Julian Smith, who previously served as Mr Johnson’s Northern Ireland secretary, tweeted on the day of the incident: “What happened to Keir Starmer tonight outside parliament is appalling.
“It is really important for our democracy & for his security that the false Savile slurs made against him are withdrawn in full.”
Senior Tory Sir Roger Gale urged Mr Johnson to make a Commons apology on Tuesday.
Tobias Ellwood, the Conservative MP who chairs the Commons Defence Committee, told the Prime Minister to “apologise please”.
“Let’s stop this drift towards a Trumpian style of politics from becoming the norm,” he added.
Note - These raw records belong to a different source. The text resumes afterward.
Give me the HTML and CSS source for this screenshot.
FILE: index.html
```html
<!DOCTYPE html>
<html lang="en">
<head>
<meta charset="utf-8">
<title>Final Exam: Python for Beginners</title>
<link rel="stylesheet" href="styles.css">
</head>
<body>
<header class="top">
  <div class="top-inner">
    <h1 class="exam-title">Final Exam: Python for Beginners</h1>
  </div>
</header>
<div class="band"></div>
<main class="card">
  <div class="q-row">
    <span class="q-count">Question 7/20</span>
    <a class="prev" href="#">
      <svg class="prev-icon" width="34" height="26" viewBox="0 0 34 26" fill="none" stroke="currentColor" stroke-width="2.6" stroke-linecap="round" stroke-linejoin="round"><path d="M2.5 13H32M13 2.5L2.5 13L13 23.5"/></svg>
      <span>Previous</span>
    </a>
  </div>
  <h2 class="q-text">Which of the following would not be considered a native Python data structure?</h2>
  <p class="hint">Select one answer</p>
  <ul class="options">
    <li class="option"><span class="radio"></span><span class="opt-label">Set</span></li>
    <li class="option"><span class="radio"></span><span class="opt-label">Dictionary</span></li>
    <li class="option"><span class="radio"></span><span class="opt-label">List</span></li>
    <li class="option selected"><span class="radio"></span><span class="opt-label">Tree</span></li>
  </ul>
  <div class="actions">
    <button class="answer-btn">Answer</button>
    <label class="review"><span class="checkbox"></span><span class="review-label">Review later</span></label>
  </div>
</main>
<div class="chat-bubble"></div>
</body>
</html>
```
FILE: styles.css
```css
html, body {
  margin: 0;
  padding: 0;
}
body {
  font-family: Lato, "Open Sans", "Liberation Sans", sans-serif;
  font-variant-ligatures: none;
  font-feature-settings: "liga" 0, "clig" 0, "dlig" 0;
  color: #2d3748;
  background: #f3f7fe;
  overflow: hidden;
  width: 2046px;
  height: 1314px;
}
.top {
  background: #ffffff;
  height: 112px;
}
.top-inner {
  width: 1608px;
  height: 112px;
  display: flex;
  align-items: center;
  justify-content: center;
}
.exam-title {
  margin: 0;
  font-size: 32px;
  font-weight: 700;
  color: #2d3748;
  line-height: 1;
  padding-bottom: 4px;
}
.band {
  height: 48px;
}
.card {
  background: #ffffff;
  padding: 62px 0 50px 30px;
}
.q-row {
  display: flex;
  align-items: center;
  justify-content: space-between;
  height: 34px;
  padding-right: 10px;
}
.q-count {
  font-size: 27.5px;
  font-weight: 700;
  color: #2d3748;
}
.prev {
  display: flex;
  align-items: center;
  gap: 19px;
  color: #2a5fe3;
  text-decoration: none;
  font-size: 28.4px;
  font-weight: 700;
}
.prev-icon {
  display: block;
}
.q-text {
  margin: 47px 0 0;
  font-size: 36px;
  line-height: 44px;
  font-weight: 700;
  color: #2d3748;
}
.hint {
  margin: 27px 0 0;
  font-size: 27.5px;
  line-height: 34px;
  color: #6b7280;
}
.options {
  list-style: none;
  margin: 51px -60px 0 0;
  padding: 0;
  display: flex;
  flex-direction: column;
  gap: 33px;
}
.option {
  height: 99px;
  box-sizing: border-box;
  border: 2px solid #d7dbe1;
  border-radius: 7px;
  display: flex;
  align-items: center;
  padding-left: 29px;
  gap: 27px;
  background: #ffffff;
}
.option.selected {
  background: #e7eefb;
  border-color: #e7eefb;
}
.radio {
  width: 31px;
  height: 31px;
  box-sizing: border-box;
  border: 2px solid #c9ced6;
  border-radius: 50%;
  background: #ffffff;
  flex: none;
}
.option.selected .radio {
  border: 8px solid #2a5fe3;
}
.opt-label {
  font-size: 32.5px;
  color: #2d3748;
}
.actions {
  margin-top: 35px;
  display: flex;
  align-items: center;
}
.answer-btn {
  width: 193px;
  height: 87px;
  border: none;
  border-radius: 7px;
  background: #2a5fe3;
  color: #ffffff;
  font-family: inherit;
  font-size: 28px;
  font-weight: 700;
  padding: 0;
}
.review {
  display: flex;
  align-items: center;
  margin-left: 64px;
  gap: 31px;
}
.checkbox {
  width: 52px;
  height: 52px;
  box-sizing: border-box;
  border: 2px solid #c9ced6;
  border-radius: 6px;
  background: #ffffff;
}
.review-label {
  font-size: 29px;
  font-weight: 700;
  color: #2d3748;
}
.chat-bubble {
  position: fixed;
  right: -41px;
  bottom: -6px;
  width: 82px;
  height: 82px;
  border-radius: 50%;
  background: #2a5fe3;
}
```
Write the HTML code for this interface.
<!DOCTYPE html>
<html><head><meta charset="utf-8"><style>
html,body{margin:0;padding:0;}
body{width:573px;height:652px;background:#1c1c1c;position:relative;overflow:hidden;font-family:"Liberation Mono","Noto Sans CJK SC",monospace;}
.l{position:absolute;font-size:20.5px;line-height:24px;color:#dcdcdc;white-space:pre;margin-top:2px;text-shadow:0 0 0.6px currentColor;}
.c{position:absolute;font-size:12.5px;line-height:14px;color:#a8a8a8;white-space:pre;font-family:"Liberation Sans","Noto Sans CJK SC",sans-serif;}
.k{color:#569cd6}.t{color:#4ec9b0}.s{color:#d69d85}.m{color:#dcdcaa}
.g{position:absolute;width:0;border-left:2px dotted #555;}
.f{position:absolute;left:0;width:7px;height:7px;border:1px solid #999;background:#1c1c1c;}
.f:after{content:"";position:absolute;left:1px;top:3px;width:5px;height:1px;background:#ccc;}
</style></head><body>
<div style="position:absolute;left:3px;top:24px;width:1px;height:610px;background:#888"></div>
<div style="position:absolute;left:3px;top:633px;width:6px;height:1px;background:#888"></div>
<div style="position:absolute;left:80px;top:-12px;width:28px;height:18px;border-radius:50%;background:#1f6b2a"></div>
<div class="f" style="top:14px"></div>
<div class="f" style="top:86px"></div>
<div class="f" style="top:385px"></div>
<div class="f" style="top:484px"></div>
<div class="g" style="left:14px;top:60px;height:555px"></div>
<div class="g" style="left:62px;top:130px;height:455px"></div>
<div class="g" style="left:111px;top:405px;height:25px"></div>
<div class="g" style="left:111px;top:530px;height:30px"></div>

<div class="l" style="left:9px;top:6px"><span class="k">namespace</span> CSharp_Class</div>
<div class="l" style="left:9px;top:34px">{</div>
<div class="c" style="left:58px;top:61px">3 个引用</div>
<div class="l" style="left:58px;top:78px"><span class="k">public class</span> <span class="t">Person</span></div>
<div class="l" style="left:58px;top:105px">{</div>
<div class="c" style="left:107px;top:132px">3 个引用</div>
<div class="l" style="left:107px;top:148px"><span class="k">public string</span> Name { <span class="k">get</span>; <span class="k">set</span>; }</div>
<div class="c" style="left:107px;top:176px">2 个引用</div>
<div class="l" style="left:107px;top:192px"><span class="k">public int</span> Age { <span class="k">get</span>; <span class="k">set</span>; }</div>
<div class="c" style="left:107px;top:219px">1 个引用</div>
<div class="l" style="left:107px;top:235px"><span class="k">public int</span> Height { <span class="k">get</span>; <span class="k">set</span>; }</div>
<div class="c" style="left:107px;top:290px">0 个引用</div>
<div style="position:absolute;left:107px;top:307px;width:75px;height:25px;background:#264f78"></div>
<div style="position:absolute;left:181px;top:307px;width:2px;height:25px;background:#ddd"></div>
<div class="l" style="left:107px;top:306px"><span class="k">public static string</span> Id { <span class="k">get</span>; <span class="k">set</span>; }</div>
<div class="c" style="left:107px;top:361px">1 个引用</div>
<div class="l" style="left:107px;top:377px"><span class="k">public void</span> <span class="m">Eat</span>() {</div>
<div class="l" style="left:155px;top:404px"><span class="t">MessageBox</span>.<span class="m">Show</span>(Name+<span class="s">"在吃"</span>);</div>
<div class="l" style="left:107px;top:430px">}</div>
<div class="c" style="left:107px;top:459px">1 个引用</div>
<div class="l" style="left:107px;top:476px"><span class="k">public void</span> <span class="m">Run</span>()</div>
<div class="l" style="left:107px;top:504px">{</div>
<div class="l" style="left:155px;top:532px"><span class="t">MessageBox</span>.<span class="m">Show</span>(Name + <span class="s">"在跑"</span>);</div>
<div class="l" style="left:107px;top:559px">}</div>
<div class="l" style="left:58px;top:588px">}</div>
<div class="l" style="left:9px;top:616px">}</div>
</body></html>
Scotland Yard have said two people were arrested on suspicion of assault after a traffic cone was thrown at a police officer during the incident.
But, Mr Phillip is not the only one defending Boris Johnson, Conservative peer Lord Lilley, a former Cabinet minister, said “we’re all getting a bit precious about this”.
“Both sides are saying the person at the top of the organisation is responsible for what happens further down … both sides should probably apologise and stop making personal remarks,” he told BBC Newsnight.
Keir Starmer apologised while director of public prosecutions in 2013 for the CPS, having failed to bring Savile to justice four years earlier.
But, there is no evidence that Keir Starmer had any personal role in the failure to prosecute the man who was one of Britain’s most egregious sex offenders before his death in 2011.